*PROBLEM TO SOLVE:*
Will you output the entries below exactly, skipping every image they contain?

>> BEGIN INFORMATION GIVEN

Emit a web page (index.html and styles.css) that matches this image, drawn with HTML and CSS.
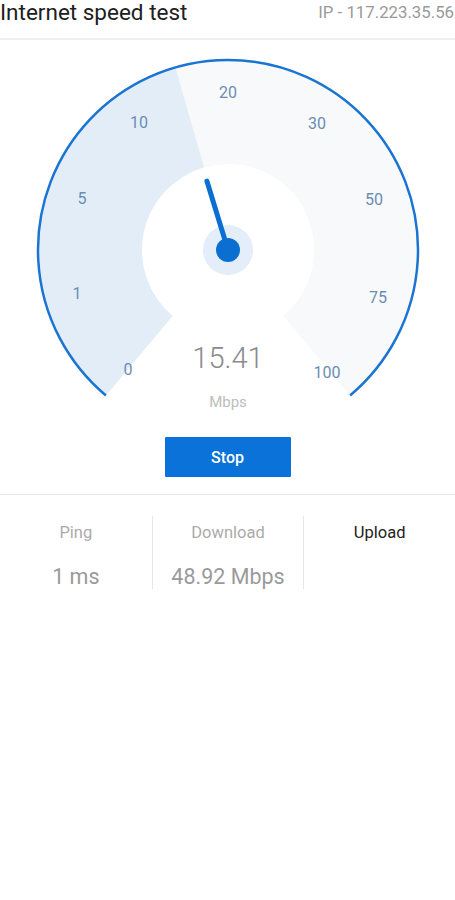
FILE: index.html
```html
<!DOCTYPE html>
<html>
<head>
<meta charset="utf-8">
<link rel="stylesheet" href="styles.css">
</head>
<body>
<header class="top">
  <div class="title">Internet speed test</div>
  <div class="ip">IP - 117.223.35.56</div>
</header>
<section class="gauge-wrap">
  <svg class="gauge" width="455" height="380" viewBox="0 0 455 380">
    <path class="fill-done" d="M 105.9 355.5 A 190 190 0 0 1 175.6 27.4 L 204.3 127.3 A 86 86 0 0 0 172.7 275.9 Z"/>
    <path class="fill-rest" d="M 175.6 27.4 A 190 190 0 0 1 350.1 355.5 L 283.3 275.9 A 86 86 0 0 0 204.3 127.3 Z"/>
    <path class="rim" d="M 105.9 355.5 A 190 190 0 1 1 350.1 355.5"/>
    <g class="ticks">
      <text x="128" y="329">0</text>
      <text x="77" y="253">1</text>
      <text x="82" y="158">5</text>
      <text x="139" y="82">10</text>
      <text x="228" y="52">20</text>
      <text x="317" y="83">30</text>
      <text x="374" y="159">50</text>
      <text x="378" y="257">75</text>
      <text x="327" y="332">100</text>
    </g>
    <circle class="halo" cx="228" cy="210" r="25"/>
    <line class="needle" x1="228" y1="210" x2="206.9" y2="141.1"/>
    <circle class="hub" cx="228" cy="210" r="12"/>
    <text class="speed" x="228" y="318">15.41</text>
    <text class="unit" x="228" y="362">Mbps</text>
  </svg>
</section>
<div class="actions">
  <button class="stop">Stop</button>
</div>
<section class="stats">
  <div class="stat">
    <div class="label">Ping</div>
    <div class="value">1 ms</div>
  </div>
  <div class="stat">
    <div class="label">Download</div>
    <div class="value">48.92 Mbps</div>
  </div>
  <div class="stat">
    <div class="label active">Upload</div>
    <div class="value"></div>
  </div>
</section>
</body>
</html>
```
FILE: styles.css
```css
html, body {
  margin: 0;
  padding: 0;
  background: #ffffff;
  font-family: Roboto, "Noto Sans", "Liberation Sans", sans-serif;
  overflow: hidden;
}

.top {
  display: flex;
  justify-content: space-between;
  align-items: flex-start;
  height: 38px;
  border-bottom: 2px solid #efefef;
}

.title {
  font-size: 22.5px;
  line-height: 24px;
  color: #202020;
  white-space: nowrap;
}

.ip {
  font-size: 16.8px;
  line-height: 24px;
  color: #9a9a9a;
  white-space: nowrap;
  flex-shrink: 0;
  padding-right: 1px;
}

.gauge-wrap {
  display: block;
  height: 380px;
}

.gauge {
  display: block;
}

.fill-done {
  fill: #e3edf8;
}

.fill-rest {
  fill: #f8f9fa;
}

.rim {
  fill: none;
  stroke: #1a74d1;
  stroke-width: 2.5;
}

.ticks text {
  font-size: 16px;
  fill: #6a8db4;
  text-anchor: middle;
  dominant-baseline: central;
}

.halo {
  fill: #e3eefa;
}

.hub {
  fill: #0b6fd2;
}

.needle {
  stroke: #0b6fd2;
  stroke-width: 5;
  stroke-linecap: round;
}

.speed {
  font-size: 29px;
  font-weight: 300;
  fill: #8a8a8a;
  text-anchor: middle;
  dominant-baseline: central;
}

.unit {
  font-size: 15px;
  fill: #bdbdbd;
  text-anchor: middle;
  dominant-baseline: central;
}

.actions {
  display: flex;
  justify-content: center;
  padding-top: 17px;
  padding-bottom: 17px;
  border-bottom: 1px solid #e8e8e8;
}

.stop {
  width: 126px;
  height: 40px;
  border: none;
  border-radius: 1px;
  background: #0a72d8;
  color: #ffffff;
  font-family: Roboto, "Noto Sans", sans-serif;
  font-size: 16px;
  font-weight: 500;
  padding: 0;
}

.stats {
  display: grid;
  grid-template-columns: repeat(3, 1fr);
  padding-top: 21px;
}

.stat {
  display: flex;
  flex-direction: column;
  align-items: center;
  height: 73px;
  padding-top: 7px;
  box-sizing: border-box;
}

.stat + .stat {
  border-left: 1px solid #e6e6e6;
}

.label {
  font-size: 16.5px;
  line-height: 20px;
  color: #ababab;
}

.label.active {
  color: #222222;
}

.value {
  font-size: 21.5px;
  line-height: 24px;
  margin-top: 22px;
  color: #9a9a9a;
}
```
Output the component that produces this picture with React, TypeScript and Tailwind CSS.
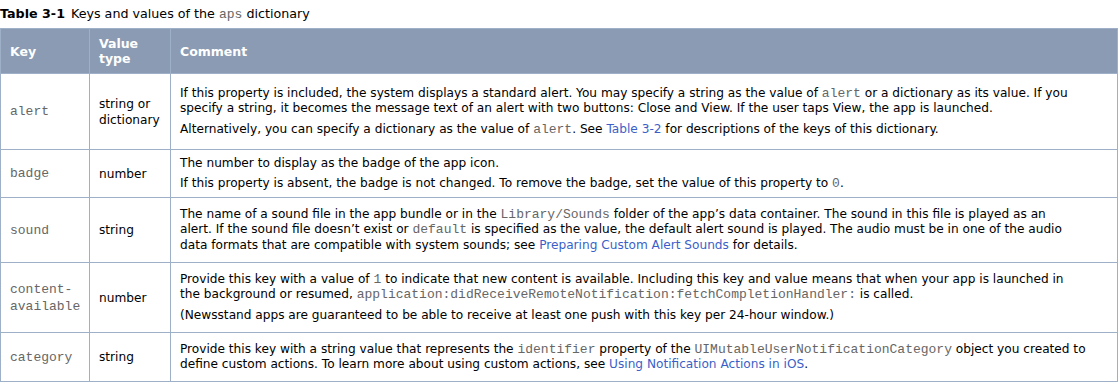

>> END INFORMATION GIVEN

*THE SOLUTION:*
Emit a web page (index.html and styles.css) that matches this image, drawn with HTML and CSS.
FILE: index.html
```html
<!DOCTYPE html>
<html>
<head>
<meta charset="utf-8">
<link rel="stylesheet" href="styles.css">
</head>
<body>
<header class="top">
  <div class="title">Internet speed test</div>
  <div class="ip">IP - 117.223.35.56</div>
</header>
<section class="gauge-wrap">
  <svg class="gauge" width="455" height="380" viewBox="0 0 455 380">
    <path class="fill-done" d="M 105.9 355.5 A 190 190 0 0 1 175.6 27.4 L 204.3 127.3 A 86 86 0 0 0 172.7 275.9 Z"/>
    <path class="fill-rest" d="M 175.6 27.4 A 190 190 0 0 1 350.1 355.5 L 283.3 275.9 A 86 86 0 0 0 204.3 127.3 Z"/>
    <path class="rim" d="M 105.9 355.5 A 190 190 0 1 1 350.1 355.5"/>
    <g class="ticks">
      <text x="128" y="329">0</text>
      <text x="77" y="253">1</text>
      <text x="82" y="158">5</text>
      <text x="139" y="82">10</text>
      <text x="228" y="52">20</text>
      <text x="317" y="83">30</text>
      <text x="374" y="159">50</text>
      <text x="378" y="257">75</text>
      <text x="327" y="332">100</text>
    </g>
    <circle class="halo" cx="228" cy="210" r="25"/>
    <line class="needle" x1="228" y1="210" x2="206.9" y2="141.1"/>
    <circle class="hub" cx="228" cy="210" r="12"/>
    <text class="speed" x="228" y="318">15.41</text>
    <text class="unit" x="228" y="362">Mbps</text>
  </svg>
</section>
<div class="actions">
  <button class="stop">Stop</button>
</div>
<section class="stats">
  <div class="stat">
    <div class="label">Ping</div>
    <div class="value">1 ms</div>
  </div>
  <div class="stat">
    <div class="label">Download</div>
    <div class="value">48.92 Mbps</div>
  </div>
  <div class="stat">
    <div class="label active">Upload</div>
    <div class="value"></div>
  </div>
</section>
</body>
</html>
```
FILE: styles.css
```css
html, body {
  margin: 0;
  padding: 0;
  background: #ffffff;
  font-family: Roboto, "Noto Sans", "Liberation Sans", sans-serif;
  overflow: hidden;
}

.top {
  display: flex;
  justify-content: space-between;
  align-items: flex-start;
  height: 38px;
  border-bottom: 2px solid #efefef;
}

.title {
  font-size: 22.5px;
  line-height: 24px;
  color: #202020;
  white-space: nowrap;
}

.ip {
  font-size: 16.8px;
  line-height: 24px;
  color: #9a9a9a;
  white-space: nowrap;
  flex-shrink: 0;
  padding-right: 1px;
}

.gauge-wrap {
  display: block;
  height: 380px;
}

.gauge {
  display: block;
}

.fill-done {
  fill: #e3edf8;
}

.fill-rest {
  fill: #f8f9fa;
}

.rim {
  fill: none;
  stroke: #1a74d1;
  stroke-width: 2.5;
}

.ticks text {
  font-size: 16px;
  fill: #6a8db4;
  text-anchor: middle;
  dominant-baseline: central;
}

.halo {
  fill: #e3eefa;
}

.hub {
  fill: #0b6fd2;
}

.needle {
  stroke: #0b6fd2;
  stroke-width: 5;
  stroke-linecap: round;
}

.speed {
  font-size: 29px;
  font-weight: 300;
  fill: #8a8a8a;
  text-anchor: middle;
  dominant-baseline: central;
}

.unit {
  font-size: 15px;
  fill: #bdbdbd;
  text-anchor: middle;
  dominant-baseline: central;
}

.actions {
  display: flex;
  justify-content: center;
  padding-top: 17px;
  padding-bottom: 17px;
  border-bottom: 1px solid #e8e8e8;
}

.stop {
  width: 126px;
  height: 40px;
  border: none;
  border-radius: 1px;
  background: #0a72d8;
  color: #ffffff;
  font-family: Roboto, "Noto Sans", sans-serif;
  font-size: 16px;
  font-weight: 500;
  padding: 0;
}

.stats {
  display: grid;
  grid-template-columns: repeat(3, 1fr);
  padding-top: 21px;
}

.stat {
  display: flex;
  flex-direction: column;
  align-items: center;
  height: 73px;
  padding-top: 7px;
  box-sizing: border-box;
}

.stat + .stat {
  border-left: 1px solid #e6e6e6;
}

.label {
  font-size: 16.5px;
  line-height: 20px;
  color: #ababab;
}

.label.active {
  color: #222222;
}

.value {
  font-size: 21.5px;
  line-height: 24px;
  margin-top: 22px;
  color: #9a9a9a;
}
```
Output the component that produces this picture with React, TypeScript and Tailwind CSS.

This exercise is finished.